Oxytocin and Attraction and Bisexuality

In a randomized double-blind placebo-controlled trial on 18 adult male volunteers, as measured by positron emission tomography (PET),  subjects received a nasal oxytocin stimulus and then rated unfamiliar female faces as more attractive. (Oxytocin is a neuropeptide that is involved with social approach including perception of faces.)  Results showed an absence of oxytocin effects on dopamine release and receptors in brain reward centers; however there was increased activity of the right prefrontal and superior parietal gyrus.

So what does this mean?  First, let’s look at the prefrontal gyrus. It carries out the executive function of the brain which involves personality expression, decision making, moderating social behavior, and working toward defined goals.  In simple terms this study indicates that the approach mechanism for men is located in our neural constructs and schemas rather than as a biological function related to the drive and hormonal system. This is in sharp contrast to the animal kingdom where mating practices are instinctual and biologically driven.  Perhaps, in the evolutionary process, hormonal and pheromonal factors have become secondary, whereas the cognitive factors and the reinforcement processes (or reward systems) have become predominant.

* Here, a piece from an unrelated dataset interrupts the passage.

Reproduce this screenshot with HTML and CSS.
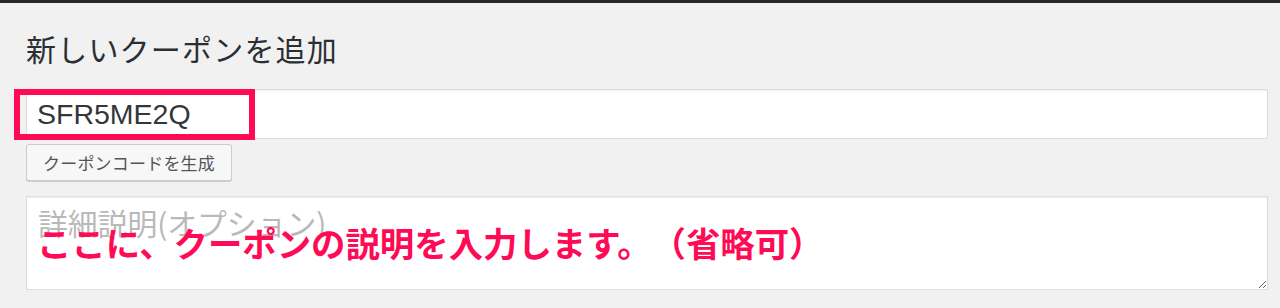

In a follow-up study, 19 homosexual and 18 heterosexual men were again administered oxytocin and then rated trustworthiness, attractiveness and approachability for male and female faces. Heterosexual men showed a decrease in ratings of trustworthiness for angry female faces; however, homosexual men also showed increased ratings of attractiveness and approachability for male faces regardless of the facial expression, as well as ratings of approachability for happy female faces.  These results appear to indicate that gay men display higher sensitivity to oxytocin’s enhancing impact on social approach tendencies than heterosexual men, escepially when it comes to attraction to men. This suggests that heterosexual men seem to use the executive function of the brain whereas gay men rely more on the oxytocin-dopamine pleasure seeking drive system.  In lay man’s term, heterosexual men seem to use the executive function of the brain in their head whereas gay men use the brain in their penis when it comes to desires to approach potential male sexual partners.

There is one other subtlety that we can glean from this study. Gay men appear to approach female faces that appear to be welcoming rather that angry under oxytocin enhancement, which may suggest that this arousal may be for warmth and non-sexual connection with women, perhaps indicating a desire for a sharing of the feminine side of their soul.  This leads to an interesting possibility for bisexual men. As bisexual men we appear to have a hormonal drive base when it comes to relationships with men, but a hormonal drive plus executive function when it comes to women. This means that our relationships with women may be very complex with multiple drives for social connection combined with sexual attraction. In other words we seek intimacy rather that eroticism.